Another significant task, but not accounting for nearly as many edits as the interwiki-links task, is conversion between {{t}} and {{t+}}, between {{tt}} and {{tt+}}, and between {{t-check}} and {{t+check}}. Various random facts about me in my guise as a translation-template-bot:

  • I only edit the English Wiktionary.
  • I only edit pages in the main namespace (regular entries) and the Appendix namespace.
  • I don't examine the page-creation, page-deletion, and page-move logs; rather, I operate based on database-dumps from https://dumps.wikimedia.org/ (specifically enwiktionary-YYYYMMDD-pages-articles.xml.bz2 and PREFIXwiktionary-YYYYMMDD-all-titles-in-ns0.gz).
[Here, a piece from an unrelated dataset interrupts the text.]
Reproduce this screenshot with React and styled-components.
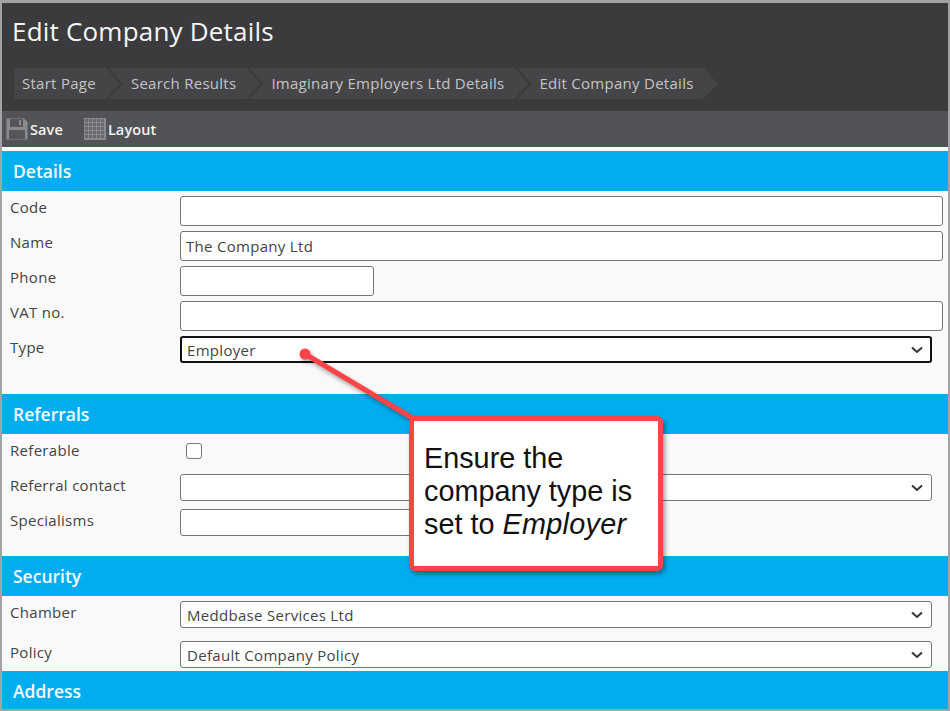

Since the dumps take a few days to be generated, this means that my information is typically about a week out of date.
  • I only convert between those pairs of templates, plus converting {{t-}} to {{t}} or {{t+}}. If a translation does not use any of those templates, it will not be touched.
  • I choose between {{t}}/{{tt}}/{{t-check}} and {{t+}}/{{tt+}}/{{t+check}} using the rules you'd expect ({{t+}}/{{tt+}}/{{t+check}} when the foreign-language wikt exists and has the entry; {{t}}/{{tt}}/{{t-check}} in all other cases), with a few special cases:
    • When the translation contains an explicit link, I use {{t}}/{{tt}}/{{t-check}} (since {{t+}}/{{tt+}}/{{t+check}} don't support that case).
    • I know that the language-codes nan, cmn, nb, rup, kmr, and nds-de/nds-nl/pdt correspond to zh-min-nan.wikt, zh.wikt, no.wikt, roa-rup.wikt, ku.wikt, and nds.wikt, so I use {{t+}} for them when appropriate. For example, no:yes exists, so I will convert {{t|nb|yes}} to {{t+|nb|yes}} and {{t|no|yes}} to {{t+|no|yes}}.
    • zh.wikt has a feature whereby, if a page doesn't exist, the software will try converting the pagename from Traditional Chinese to Simplified Chinese, and vice versa, to see if one of those exists; if so, it will issue an HTTP 301 redirection to the existing page. I'm fully aware of this feature, so I'll write {{t+|cmn|...}} if zh:... either is an entry or redirects to one. Likewise for ku.wikt, sr.wikt, and iu.wikt, which all have the same sort of feature as sr.wikt (but with different conversion rules). If you're interested in how I do this, see User:Rukhabot/Tbot and language variants.
  • I do not change any formatting outside of the template call.
  • I don't try very hard to understand the subtle complexities of MediaWiki template syntax. For example, I will be fooled by {{t+|fr|asfasefasefase|2=le}}, which looks like it links to fr:asfasefasefase, but which actually links to fr:le. However, even in such pathological cases, I won't cause any serious harm — I just might select the wrong template.
  • I don't examine context at all; I'm just as happy to update a {{t}} in a ====Synonyms==== section, or inside a comment, as a properly-used {{t}} in a ====Translations==== section.
  • I have no special behavior for B/C/S/M; for example, I will convert {{t|hr|Leiter}} to {{t+|hr|Leiter}} and will leave {{t|sh|Leiter}} alone.

One-off tasks

[edit]

I have performed a variety of one-off page-editing tasks over the years.

Normalization of entries

[edit]

I have recently (since September 2020) been performing some tasks to bring pages into compliance with various of the rules at Wiktionary:Normalization of entries.